Let’s say I have a state space model, whose parameter/model posteriors are relative to the current time step T.
Now, let’s say I receive a new observation at T+1. How do I update the model/posteriors relative to this new observation, without running the whole thing again?
I know if certain conditions hold (linearity, normal errors), then we have something akin to a Kalman filter, where we have an “update” step we can complete simply via some matrix algebra.
Here’s a toy example below:
data {
int<lower=1> T; // Number of time points
real y[T]; // Observations (T observations)

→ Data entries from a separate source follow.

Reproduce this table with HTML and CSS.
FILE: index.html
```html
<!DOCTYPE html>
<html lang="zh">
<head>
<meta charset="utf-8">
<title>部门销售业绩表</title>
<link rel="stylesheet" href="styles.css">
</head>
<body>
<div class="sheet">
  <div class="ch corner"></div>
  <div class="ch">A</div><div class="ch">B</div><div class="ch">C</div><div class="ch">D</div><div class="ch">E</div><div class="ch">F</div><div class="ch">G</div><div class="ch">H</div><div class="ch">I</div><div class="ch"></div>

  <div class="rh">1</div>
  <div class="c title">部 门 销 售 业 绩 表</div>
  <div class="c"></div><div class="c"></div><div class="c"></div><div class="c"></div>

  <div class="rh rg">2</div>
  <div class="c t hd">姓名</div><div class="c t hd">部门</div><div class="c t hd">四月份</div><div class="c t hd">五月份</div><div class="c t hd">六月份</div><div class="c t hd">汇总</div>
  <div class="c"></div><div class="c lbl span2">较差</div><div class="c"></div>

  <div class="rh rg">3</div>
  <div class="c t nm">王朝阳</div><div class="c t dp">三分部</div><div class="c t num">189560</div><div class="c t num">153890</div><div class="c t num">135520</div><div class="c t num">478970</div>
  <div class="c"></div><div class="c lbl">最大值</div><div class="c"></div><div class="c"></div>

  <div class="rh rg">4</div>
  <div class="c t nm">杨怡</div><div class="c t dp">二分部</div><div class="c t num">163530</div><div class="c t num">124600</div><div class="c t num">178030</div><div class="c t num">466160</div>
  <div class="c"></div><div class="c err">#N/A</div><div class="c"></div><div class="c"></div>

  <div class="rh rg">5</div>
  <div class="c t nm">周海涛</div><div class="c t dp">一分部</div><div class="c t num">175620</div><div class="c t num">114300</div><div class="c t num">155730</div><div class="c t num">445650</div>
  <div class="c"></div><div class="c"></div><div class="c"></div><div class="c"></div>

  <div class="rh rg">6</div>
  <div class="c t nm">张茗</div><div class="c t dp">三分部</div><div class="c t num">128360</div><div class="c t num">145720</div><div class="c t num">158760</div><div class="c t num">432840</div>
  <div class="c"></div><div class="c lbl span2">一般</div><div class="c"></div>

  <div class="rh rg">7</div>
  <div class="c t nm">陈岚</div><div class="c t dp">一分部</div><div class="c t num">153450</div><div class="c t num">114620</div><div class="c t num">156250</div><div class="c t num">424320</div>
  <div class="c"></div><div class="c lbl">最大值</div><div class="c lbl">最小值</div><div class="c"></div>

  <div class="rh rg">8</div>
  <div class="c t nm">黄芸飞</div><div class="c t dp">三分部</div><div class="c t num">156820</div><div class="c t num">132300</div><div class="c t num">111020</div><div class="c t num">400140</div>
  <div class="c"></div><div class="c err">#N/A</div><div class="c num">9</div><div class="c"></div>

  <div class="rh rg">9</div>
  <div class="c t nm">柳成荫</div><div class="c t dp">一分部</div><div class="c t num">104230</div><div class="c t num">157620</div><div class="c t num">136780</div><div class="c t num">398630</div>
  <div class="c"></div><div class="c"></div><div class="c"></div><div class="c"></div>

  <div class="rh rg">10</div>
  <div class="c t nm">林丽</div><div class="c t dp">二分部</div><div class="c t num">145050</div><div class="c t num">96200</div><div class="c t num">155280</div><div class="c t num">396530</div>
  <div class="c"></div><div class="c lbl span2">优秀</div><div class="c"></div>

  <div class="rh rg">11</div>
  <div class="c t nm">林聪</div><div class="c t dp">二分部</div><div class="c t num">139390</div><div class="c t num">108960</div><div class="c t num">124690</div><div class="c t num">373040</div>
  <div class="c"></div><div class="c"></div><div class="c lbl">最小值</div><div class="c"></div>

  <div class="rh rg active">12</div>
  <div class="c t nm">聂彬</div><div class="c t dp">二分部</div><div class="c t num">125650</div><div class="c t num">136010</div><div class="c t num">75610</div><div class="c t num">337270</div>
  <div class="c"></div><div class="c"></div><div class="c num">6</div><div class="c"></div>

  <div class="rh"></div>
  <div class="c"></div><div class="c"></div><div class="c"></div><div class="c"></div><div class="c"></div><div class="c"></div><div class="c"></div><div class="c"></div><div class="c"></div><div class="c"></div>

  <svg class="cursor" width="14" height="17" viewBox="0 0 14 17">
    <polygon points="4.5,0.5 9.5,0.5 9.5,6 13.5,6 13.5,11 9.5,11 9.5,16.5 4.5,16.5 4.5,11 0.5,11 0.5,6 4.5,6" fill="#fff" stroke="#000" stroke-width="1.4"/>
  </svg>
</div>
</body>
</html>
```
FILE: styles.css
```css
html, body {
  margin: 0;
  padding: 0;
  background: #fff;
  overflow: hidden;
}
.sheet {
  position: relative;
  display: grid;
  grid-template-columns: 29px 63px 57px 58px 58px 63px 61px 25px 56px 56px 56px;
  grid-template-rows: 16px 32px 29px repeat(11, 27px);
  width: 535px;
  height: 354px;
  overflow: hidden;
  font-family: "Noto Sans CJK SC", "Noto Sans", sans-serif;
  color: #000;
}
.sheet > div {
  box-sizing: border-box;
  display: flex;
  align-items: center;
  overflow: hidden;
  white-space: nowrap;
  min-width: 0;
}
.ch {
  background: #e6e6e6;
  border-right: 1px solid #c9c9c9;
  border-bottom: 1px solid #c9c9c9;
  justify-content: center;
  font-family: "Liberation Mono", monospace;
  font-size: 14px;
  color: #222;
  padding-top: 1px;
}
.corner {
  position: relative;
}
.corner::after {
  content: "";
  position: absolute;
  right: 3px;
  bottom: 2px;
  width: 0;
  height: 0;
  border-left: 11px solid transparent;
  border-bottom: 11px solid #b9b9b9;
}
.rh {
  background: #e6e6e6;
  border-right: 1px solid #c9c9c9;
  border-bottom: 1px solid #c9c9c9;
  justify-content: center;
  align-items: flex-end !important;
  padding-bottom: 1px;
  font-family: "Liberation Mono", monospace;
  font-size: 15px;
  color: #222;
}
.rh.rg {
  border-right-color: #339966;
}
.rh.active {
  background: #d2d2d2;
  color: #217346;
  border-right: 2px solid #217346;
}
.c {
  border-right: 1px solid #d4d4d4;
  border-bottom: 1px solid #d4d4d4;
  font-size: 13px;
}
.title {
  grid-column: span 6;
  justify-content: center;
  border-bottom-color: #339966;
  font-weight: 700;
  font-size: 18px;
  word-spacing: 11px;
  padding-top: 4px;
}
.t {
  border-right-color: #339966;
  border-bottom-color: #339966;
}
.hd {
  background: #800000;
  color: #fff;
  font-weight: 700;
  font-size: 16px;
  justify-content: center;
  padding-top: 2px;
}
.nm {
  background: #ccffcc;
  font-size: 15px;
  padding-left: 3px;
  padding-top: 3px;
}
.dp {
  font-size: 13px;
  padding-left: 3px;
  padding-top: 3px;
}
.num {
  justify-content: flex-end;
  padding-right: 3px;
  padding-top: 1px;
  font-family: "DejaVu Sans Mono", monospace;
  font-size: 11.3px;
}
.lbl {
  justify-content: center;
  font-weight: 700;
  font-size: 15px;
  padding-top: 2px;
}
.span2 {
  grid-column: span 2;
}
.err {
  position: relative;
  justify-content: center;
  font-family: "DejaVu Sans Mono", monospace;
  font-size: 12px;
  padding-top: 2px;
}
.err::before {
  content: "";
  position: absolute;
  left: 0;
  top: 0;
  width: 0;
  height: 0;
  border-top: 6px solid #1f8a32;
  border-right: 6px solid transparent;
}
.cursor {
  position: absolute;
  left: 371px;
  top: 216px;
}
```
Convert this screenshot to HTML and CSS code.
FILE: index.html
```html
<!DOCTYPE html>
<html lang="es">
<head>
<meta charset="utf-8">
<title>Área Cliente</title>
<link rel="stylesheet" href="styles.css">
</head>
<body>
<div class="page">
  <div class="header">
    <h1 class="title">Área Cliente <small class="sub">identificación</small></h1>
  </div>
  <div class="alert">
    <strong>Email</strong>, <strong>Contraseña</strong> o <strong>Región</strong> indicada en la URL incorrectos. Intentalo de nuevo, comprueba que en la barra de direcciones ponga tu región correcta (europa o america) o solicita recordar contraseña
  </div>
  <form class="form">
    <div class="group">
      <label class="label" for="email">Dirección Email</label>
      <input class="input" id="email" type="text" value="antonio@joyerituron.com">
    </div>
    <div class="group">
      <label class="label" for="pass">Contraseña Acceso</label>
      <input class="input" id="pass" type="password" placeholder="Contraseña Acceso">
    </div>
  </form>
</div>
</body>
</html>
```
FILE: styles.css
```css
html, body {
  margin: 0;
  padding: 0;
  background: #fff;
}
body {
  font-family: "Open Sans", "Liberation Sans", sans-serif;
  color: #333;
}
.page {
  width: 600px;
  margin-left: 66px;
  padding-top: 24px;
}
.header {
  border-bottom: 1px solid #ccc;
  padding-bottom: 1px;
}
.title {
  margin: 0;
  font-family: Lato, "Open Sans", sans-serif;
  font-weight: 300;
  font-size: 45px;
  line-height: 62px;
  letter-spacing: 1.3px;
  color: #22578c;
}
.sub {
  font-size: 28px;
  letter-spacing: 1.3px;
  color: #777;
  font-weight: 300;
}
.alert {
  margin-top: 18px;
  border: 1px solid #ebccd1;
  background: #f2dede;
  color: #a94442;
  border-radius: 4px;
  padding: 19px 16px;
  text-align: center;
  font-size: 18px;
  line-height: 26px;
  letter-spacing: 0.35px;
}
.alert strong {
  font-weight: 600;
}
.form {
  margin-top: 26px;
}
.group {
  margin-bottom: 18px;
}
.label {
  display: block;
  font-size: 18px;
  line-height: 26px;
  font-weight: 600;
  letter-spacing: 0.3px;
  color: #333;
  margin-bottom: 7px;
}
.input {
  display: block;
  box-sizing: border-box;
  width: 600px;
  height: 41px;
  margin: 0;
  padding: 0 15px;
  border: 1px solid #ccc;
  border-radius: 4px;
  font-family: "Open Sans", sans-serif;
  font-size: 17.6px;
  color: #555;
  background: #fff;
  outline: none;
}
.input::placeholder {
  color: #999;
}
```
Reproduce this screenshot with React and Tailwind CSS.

real A; // State transition coefficient
real B; // Observation model coefficient
}
parameters {
real x0; // Initial state
real<lower=0> sigma_state; // State noise standard deviation
real<lower=0> sigma_obs; // Observation noise standard deviation
real x[T]; // Latent states (T states)
}
model {
// Prior distributions
x0 ~ normal(0, 1); // Prior for the initial state
sigma_state ~ normal(0, 1); // Prior for state noise
sigma_obs ~ normal(0, 1); // Prior for observation noise
// State transition model
x[1] ~ normal(A * x0, sigma_state); // Transition from x0 to x1
for (t in 2:T) {
x[t] ~ normal(A * x[t - 1], sigma_state); // State evolution over time
}
// Observation model
for (t in 1:T) {
y[t] ~ normal(B * x[t], sigma_obs); // Observation based on latent state
}
}
How would one handle a new piece of information at y_{T+1}, in order to update our state variables x_{T+1}?
What if there is no clear “update” step?